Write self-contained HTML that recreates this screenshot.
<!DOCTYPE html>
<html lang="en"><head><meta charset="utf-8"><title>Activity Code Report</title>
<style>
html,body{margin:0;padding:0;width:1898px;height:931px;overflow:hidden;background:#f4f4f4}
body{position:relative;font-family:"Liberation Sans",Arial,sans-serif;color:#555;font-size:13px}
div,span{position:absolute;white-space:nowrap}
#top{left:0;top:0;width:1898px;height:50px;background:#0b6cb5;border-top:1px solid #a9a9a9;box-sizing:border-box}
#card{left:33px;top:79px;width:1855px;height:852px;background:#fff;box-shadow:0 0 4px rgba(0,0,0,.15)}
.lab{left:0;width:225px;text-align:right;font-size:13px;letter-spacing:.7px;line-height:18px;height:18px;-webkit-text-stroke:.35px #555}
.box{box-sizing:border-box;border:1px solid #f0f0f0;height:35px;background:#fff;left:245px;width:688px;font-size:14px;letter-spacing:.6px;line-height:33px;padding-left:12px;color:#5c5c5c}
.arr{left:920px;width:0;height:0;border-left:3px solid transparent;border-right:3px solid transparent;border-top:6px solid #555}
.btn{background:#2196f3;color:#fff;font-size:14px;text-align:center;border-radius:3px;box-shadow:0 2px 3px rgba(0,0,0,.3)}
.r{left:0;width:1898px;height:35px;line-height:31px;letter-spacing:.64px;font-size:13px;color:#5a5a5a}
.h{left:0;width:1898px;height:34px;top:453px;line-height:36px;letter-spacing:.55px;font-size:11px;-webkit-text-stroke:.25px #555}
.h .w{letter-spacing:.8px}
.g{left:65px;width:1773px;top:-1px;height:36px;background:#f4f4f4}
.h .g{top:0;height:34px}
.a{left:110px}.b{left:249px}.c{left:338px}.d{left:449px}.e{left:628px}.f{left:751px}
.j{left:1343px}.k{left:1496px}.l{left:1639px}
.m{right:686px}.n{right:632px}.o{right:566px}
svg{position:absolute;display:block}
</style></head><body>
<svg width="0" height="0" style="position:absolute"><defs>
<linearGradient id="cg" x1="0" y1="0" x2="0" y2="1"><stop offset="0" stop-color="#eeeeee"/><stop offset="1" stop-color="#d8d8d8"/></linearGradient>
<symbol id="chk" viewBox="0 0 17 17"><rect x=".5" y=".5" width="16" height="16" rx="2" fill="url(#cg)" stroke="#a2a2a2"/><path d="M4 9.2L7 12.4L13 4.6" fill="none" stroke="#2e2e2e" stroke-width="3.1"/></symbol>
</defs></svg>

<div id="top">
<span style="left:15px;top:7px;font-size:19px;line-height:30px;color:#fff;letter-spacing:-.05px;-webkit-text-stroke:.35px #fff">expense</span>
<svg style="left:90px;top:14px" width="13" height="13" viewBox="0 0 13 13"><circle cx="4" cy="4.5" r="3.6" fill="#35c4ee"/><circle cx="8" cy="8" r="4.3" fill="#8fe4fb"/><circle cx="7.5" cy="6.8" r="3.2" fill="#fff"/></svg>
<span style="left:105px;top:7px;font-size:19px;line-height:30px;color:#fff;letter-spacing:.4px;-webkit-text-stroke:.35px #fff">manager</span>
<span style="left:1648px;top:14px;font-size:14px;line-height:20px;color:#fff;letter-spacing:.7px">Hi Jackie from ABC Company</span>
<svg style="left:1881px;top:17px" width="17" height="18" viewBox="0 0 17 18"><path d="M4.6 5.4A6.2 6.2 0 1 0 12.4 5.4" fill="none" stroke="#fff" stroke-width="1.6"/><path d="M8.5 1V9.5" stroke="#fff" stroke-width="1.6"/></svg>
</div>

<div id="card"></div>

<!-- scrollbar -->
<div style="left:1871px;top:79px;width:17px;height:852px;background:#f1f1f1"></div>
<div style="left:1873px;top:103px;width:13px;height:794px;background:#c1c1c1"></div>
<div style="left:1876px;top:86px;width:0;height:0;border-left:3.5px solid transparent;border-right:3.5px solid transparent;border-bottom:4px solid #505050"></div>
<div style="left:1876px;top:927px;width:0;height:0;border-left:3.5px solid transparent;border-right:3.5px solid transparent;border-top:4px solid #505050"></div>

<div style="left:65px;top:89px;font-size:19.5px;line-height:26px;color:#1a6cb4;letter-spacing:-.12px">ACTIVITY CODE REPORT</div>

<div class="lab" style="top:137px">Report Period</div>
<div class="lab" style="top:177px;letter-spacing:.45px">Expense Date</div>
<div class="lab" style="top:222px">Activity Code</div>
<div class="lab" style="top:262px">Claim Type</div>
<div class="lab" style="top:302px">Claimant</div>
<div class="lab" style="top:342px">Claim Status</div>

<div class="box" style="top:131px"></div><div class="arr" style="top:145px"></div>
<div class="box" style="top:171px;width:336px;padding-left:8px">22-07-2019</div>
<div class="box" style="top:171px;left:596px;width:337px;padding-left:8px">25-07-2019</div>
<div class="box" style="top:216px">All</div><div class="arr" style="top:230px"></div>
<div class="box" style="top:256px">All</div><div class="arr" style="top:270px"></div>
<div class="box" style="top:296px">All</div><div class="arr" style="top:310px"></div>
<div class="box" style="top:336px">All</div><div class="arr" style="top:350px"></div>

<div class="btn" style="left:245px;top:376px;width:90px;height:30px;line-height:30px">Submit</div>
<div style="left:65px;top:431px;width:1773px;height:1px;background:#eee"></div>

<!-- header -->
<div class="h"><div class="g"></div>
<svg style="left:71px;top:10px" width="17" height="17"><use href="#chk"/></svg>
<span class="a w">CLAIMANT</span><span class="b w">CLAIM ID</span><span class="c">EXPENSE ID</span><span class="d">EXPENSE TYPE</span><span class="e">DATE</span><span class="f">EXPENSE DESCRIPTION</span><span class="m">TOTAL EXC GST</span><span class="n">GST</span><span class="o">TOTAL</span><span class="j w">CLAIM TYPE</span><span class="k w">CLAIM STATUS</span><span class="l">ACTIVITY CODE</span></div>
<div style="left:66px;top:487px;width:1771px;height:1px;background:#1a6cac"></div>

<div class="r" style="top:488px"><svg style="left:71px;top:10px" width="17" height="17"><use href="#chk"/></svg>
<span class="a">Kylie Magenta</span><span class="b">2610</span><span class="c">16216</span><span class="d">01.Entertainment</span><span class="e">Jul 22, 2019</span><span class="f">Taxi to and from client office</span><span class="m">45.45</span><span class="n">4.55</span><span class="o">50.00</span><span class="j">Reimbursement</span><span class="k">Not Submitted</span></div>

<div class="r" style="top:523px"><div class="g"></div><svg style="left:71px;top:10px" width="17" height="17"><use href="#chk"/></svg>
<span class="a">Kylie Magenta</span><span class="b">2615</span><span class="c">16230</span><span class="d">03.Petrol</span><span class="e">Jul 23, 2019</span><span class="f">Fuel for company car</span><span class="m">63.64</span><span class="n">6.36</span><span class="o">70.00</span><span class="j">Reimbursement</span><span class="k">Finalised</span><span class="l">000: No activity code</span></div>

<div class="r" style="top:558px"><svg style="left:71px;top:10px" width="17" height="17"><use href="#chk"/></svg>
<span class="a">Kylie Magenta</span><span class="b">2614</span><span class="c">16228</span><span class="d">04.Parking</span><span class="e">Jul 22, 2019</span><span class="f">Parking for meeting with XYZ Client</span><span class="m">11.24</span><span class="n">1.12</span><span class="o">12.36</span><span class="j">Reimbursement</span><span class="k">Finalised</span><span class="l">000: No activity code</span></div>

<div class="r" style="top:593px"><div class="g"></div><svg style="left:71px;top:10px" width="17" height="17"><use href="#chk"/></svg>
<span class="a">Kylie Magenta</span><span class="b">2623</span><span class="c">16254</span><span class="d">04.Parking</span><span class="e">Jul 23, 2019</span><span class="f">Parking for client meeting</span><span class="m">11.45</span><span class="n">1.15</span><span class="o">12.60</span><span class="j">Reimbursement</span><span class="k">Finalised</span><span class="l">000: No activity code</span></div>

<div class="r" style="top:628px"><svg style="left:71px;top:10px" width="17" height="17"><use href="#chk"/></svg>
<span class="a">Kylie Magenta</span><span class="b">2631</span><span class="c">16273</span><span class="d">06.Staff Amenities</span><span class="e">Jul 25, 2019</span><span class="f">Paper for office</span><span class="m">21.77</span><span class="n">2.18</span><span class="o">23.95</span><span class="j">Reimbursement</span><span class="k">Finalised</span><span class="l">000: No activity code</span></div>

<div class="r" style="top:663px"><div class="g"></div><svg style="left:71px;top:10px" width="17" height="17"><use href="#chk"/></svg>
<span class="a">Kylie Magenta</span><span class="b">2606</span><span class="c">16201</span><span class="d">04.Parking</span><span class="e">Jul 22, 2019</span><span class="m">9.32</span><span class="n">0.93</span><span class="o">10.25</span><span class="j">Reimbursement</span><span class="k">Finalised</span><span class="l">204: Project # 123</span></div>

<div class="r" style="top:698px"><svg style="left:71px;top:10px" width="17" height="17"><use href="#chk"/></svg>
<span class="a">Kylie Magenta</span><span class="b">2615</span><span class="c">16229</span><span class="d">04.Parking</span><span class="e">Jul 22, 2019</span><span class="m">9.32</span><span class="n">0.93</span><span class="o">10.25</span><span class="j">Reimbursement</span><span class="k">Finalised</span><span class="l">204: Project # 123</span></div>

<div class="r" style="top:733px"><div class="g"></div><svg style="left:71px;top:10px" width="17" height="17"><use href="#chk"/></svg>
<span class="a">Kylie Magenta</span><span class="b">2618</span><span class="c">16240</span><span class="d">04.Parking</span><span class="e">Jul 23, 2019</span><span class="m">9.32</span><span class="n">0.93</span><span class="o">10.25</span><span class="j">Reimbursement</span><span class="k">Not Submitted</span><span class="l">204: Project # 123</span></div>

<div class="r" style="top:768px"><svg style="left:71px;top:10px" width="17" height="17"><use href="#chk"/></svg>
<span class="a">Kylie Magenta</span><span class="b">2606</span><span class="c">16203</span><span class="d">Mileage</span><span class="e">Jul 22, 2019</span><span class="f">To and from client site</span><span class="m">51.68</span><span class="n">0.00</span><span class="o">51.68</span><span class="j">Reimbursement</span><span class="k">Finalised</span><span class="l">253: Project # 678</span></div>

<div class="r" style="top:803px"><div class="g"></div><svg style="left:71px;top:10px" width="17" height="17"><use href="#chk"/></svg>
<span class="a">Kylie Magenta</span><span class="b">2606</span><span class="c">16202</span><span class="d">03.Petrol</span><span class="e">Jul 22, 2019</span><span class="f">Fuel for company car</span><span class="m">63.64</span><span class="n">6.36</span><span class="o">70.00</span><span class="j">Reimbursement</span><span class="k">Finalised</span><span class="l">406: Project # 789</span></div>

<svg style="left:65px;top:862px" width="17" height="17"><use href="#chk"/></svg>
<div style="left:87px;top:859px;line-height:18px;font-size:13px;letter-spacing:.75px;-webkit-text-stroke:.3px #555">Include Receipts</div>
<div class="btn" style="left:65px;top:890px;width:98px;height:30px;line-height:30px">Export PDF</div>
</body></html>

■ ■ ■

**Work instructions:** Quote exactly the lines running from the start of the listing above through the line where "</defs></svg>" is found, and output no other lines.

**Correct answer:**
Write self-contained HTML that recreates this screenshot.
<!DOCTYPE html>
<html lang="en"><head><meta charset="utf-8"><title>Activity Code Report</title>
<style>
html,body{margin:0;padding:0;width:1898px;height:931px;overflow:hidden;background:#f4f4f4}
body{position:relative;font-family:"Liberation Sans",Arial,sans-serif;color:#555;font-size:13px}
div,span{position:absolute;white-space:nowrap}
#top{left:0;top:0;width:1898px;height:50px;background:#0b6cb5;border-top:1px solid #a9a9a9;box-sizing:border-box}
#card{left:33px;top:79px;width:1855px;height:852px;background:#fff;box-shadow:0 0 4px rgba(0,0,0,.15)}
.lab{left:0;width:225px;text-align:right;font-size:13px;letter-spacing:.7px;line-height:18px;height:18px;-webkit-text-stroke:.35px #555}
.box{box-sizing:border-box;border:1px solid #f0f0f0;height:35px;background:#fff;left:245px;width:688px;font-size:14px;letter-spacing:.6px;line-height:33px;padding-left:12px;color:#5c5c5c}
.arr{left:920px;width:0;height:0;border-left:3px solid transparent;border-right:3px solid transparent;border-top:6px solid #555}
.btn{background:#2196f3;color:#fff;font-size:14px;text-align:center;border-radius:3px;box-shadow:0 2px 3px rgba(0,0,0,.3)}
.r{left:0;width:1898px;height:35px;line-height:31px;letter-spacing:.64px;font-size:13px;color:#5a5a5a}
.h{left:0;width:1898px;height:34px;top:453px;line-height:36px;letter-spacing:.55px;font-size:11px;-webkit-text-stroke:.25px #555}
.h .w{letter-spacing:.8px}
.g{left:65px;width:1773px;top:-1px;height:36px;background:#f4f4f4}
.h .g{top:0;height:34px}
.a{left:110px}.b{left:249px}.c{left:338px}.d{left:449px}.e{left:628px}.f{left:751px}
.j{left:1343px}.k{left:1496px}.l{left:1639px}
.m{right:686px}.n{right:632px}.o{right:566px}
svg{position:absolute;display:block}
</style></head><body>
<svg width="0" height="0" style="position:absolute"><defs>
<linearGradient id="cg" x1="0" y1="0" x2="0" y2="1"><stop offset="0" stop-color="#eeeeee"/><stop offset="1" stop-color="#d8d8d8"/></linearGradient>
<symbol id="chk" viewBox="0 0 17 17"><rect x=".5" y=".5" width="16" height="16" rx="2" fill="url(#cg)" stroke="#a2a2a2"/><path d="M4 9.2L7 12.4L13 4.6" fill="none" stroke="#2e2e2e" stroke-width="3.1"/></symbol>
</defs></svg>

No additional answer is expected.